Psalm 90 tells us seventy years is the normal course of life—eighty by reason of strength.  Instead of squandering this time resource  with undisciplined or nonexistent time spent in God’s Word, let’s use this general truth as a flexible framework around which we could design a lifetime of consistently deepening time spent searching the riches of God’s Word. Of course, no one has a guarantee of even another day, but thinking long-range about ideas to involve ourselves with God’s Word certainly won’t hurt. The worst that would happen is that we’d live long enough to achieve all our goals!

Now what I’m about to suggest can only come to you as a suggestion because this has not been my lifelong habit. I thought about too late in life to qualify as a lifelong habit! I don’t know of anyone who has tried this, but I would very much LOVE to meet someone who has and see how it has worked for them. I think the idea has some very powerful advantage, but without much field testing, it’s hard to know how successful this particular experiment would be.

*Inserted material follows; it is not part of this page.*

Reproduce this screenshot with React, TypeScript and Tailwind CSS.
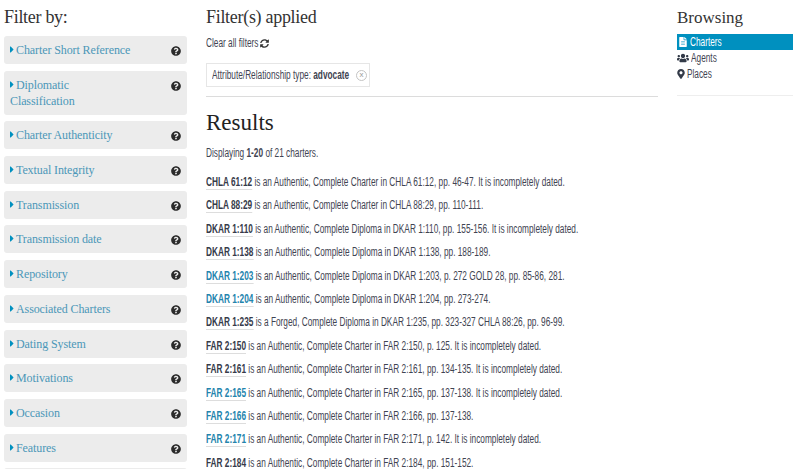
import { FaCaretRight, FaFileAlt, FaMapMarkerAlt, FaQuestionCircle, FaSyncAlt, FaUsers } from "react-icons/fa";

const bodyFont = "font-['Liberation_Sans',sans-serif]";
const headingFont = "font-['Liberation_Serif',serif]";
// no narrow face is installed, so the body text is squeezed sideways
const narrow = "origin-left scale-x-[0.69] whitespace-nowrap";

const filters = [
	"Charter Short Reference",
	"Diplomatic Classification",
	"Charter Authenticity",
	"Textual Integrity",
	"Transmission",
	"Transmission date",
	"Repository",
	"Associated Charters",
	"Dating System",
	"Motivations",
	"Occasion",
	"Features",
];

const results = [
	{ ref: "CHLA 61:12", rest: " is an Authentic, Complete Charter in CHLA 61:12, pp. 46-47. It is incompletely dated." },
	{ ref: "CHLA 88:29", rest: " is an Authentic, Complete Charter in CHLA 88:29, pp. 110-111." },
	{ ref: "DKAR 1:110", rest: " is an Authentic, Complete Diploma in DKAR 1:110, pp. 155-156. It is incompletely dated." },
	{ ref: "DKAR 1:138", rest: " is an Authentic, Complete Diploma in DKAR 1:138, pp. 188-189." },
	{ ref: "DKAR 1:203", rest: " is an Authentic, Complete Diploma in DKAR 1:203, p. 272 GOLD 28, pp. 85-86, 281.", link: true },
	{ ref: "DKAR 1:204", rest: " is an Authentic, Complete Diploma in DKAR 1:204, pp. 273-274.", link: true },
	{ ref: "DKAR 1:235", rest: " is a Forged, Complete Diploma in DKAR 1:235, pp. 323-327 CHLA 88:26, pp. 96-99." },
	{ ref: "FAR 2:150", rest: " is an Authentic, Complete Charter in FAR 2:150, p. 125. It is incompletely dated." },
	{ ref: "FAR 2:161", rest: " is an Authentic, Complete Charter in FAR 2:161, pp. 134-135. It is incompletely dated." },
	{ ref: "FAR 2:165", rest: " is an Authentic, Complete Charter in FAR 2:165, pp. 137-138. It is incompletely dated.", link: true },
	{ ref: "FAR 2:166", rest: " is an Authentic, Complete Charter in FAR 2:166, pp. 137-138.", link: true },
	{ ref: "FAR 2:171", rest: " is an Authentic, Complete Charter in FAR 2:171, p. 142. It is incompletely dated.", link: true },
	{ ref: "FAR 2:184", rest: " is an Authentic, Complete Charter in FAR 2:184, pp. 151-152." },
];

function FilterBox({ label }: { label: string }) {
	return (
		<div className="mb-[6.7px] flex min-h-[28px] items-start justify-between rounded-[3px] bg-[#ececec] p-[6px]">
			<p className={`${headingFont} w-[122px] text-[12px] leading-[16px] tracking-[-0.1px] text-[#4b97b8]`}>
				<FaCaretRight className="mr-[2px] inline-block h-[11px] w-[4px] align-[-1px] text-[#0090bf]" />
				{label}
			</p>
			<FaQuestionCircle className="mt-[4px] shrink-0 text-[#2b2b2b]" size={10} />
		</div>
	);
}

export default function App() {
	return (
		<div className={`${bodyFont} flex h-[469px] w-[800px] gap-[19px] overflow-hidden bg-white pr-[7px] pl-[4px] text-[12px] text-[#3f4452]`}>
			<aside className="w-[183px] shrink-0 pt-[8px]">
				<h2 className={`${headingFont} mb-[9px] text-[18px] leading-[19px] tracking-[-0.3px] text-[#333]`}>Filter by:</h2>
				{filters.map((filter) => (
					<FilterBox key={filter} label={filter} />
				))}
				<div className="h-[28px] rounded-[3px] bg-[#ececec]" />
			</aside>

			<main className="w-[452px] shrink-0 pt-[8px]">
				<h2 className={`${headingFont} text-[18px] leading-[19px] tracking-[-0.3px] text-[#333]`}>Filter(s) applied</h2>
				<div className="mt-[8px] flex items-center gap-[2px] leading-[16px]">
					<span className={`${narrow} w-[52px]`}>Clear all filters</span>
					<FaSyncAlt className="text-[#333]" size={9} />
				</div>
				<div className="mt-[12px] flex h-[24px] w-[164px] items-center gap-[6px] border border-[#e6e6e6] px-[5px]">
					<span className={`${narrow} w-[138px]`}>
						Attribute/Relationship type: <b className="font-bold">advocate</b>
					</span>
					<span className="flex h-[11px] w-[11px] shrink-0 items-center justify-center rounded-full border border-[#c4c4c4] text-[8px] leading-none text-[#999]">
						x
					</span>
				</div>
				<div className="mt-[9px] border-b border-[#dcdcdc]" />
				<h1 className={`${headingFont} mt-[13px] text-[23px] leading-[25px] text-[#222]`}>Results</h1>
				<p className={`${narrow} mt-[10px] mb-[13px] leading-[16px]`}>
					Displaying <b className="font-bold">1-20</b> of 21 charters.
				</p>
				{results.map((row) => (
					<p key={row.ref} className={`${narrow} mb-[7.4px] leading-[16px]`}>
						<b className={`border-b border-[#ddd] font-bold ${row.link ? "text-[#2384ad]" : "text-[#363b4a]"}`}>{row.ref}</b>
						{row.rest}
					</p>
				))}
			</main>

			<aside className="w-[116px] shrink-0 pt-[8px]">
				<h2 className={`${headingFont} mb-[7px] text-[17px] leading-[19px] text-[#333]`}>Browsing</h2>
				<ul className="border-b border-[#eee] pb-[13px] leading-[16px]">
					<li className="flex items-center gap-[2px] bg-[#0090bf] text-white">
						<FaFileAlt size={10} className="ml-[1px]" />
						<span className={narrow}>Charters</span>
					</li>
					<li className="flex items-center gap-[2px]">
						<FaUsers size={12} className="text-[#333a48]" />
						<span className={narrow}>Agents</span>
					</li>
					<li className="flex items-center gap-[1px]">
						<FaMapMarkerAlt size={10} className="ml-[-1px] text-[#333a48]" />
						<span className={narrow}>Places</span>
					</li>
				</ul>
			</aside>
		</div>
	);
}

Here’s some of the things I think would be advantages:

  • It allows anyone to set short deadlines to finish various study modules,while allowing adequate time to cover all the Bible books, and a variety of topical studies.
  • It provides a way to slowly and consistently add study tools that would be put to use, not sit decorating on shelves.
  • Its basic cycle is compact enough to be repeated several times during a normal lifespan.
  • It allows for flexibility and variation while maintaining a framework that is substantial enough to provide direction, even after a “lapse” of following the plan.

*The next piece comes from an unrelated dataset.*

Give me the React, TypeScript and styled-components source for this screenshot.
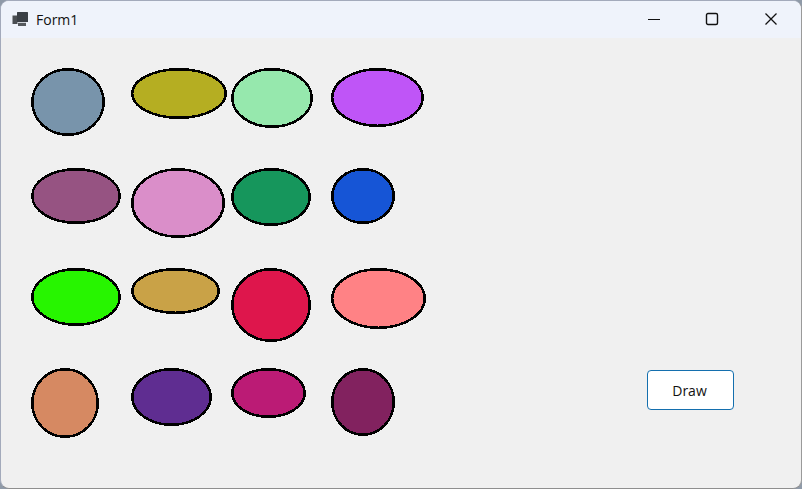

The suggestion? Design a lifelong personal Bible study plan on a ten-year cycle. Within each cycle, time can be designed to read through the Bible, as well as undertake study projects designed to take about a month each. Obviously someone could vary this idea and try for five or three or eight year cycle sets. Or someone could design modules to take more or less time than a month. I do think for most people, though, a month sounds like a lot of time to have to plan anything! Here are some other thoughts about this unusual idea:

  • A monthly pattern over ten long years allows for 66 months to overview each Bible book individually for a month, and still leaves over forty month-long topical projects. That’s a lot of Bible interaction!
  • Consistently reading through the Bible could continue along with these special study projects, but the first year of a ten-year cycle could be a special read-through the Bible to prepare the overall plan for the next years by narrowing the choices of the topical studies, and choosing the focus of the individual book studies for the coming cycle.
  • While a person could decide to add such a Bible study program to their daily devotional routine, a different option would be to keep the devotional time of Bible reading, prayer and meditation as a faithful habit, and then carve out special study appointments with yourself once or twice in a week, with supplementary reading occurring at other times.
  • With a written plan in place, it would be easy to change topics or books for the month, reinserting the bumped book or topic into a later time slot. But it does mean keeping a notebook or file of the overall plan, a source list, and a topical studies list that can be updated whenever additional worthy sources or ideas come along.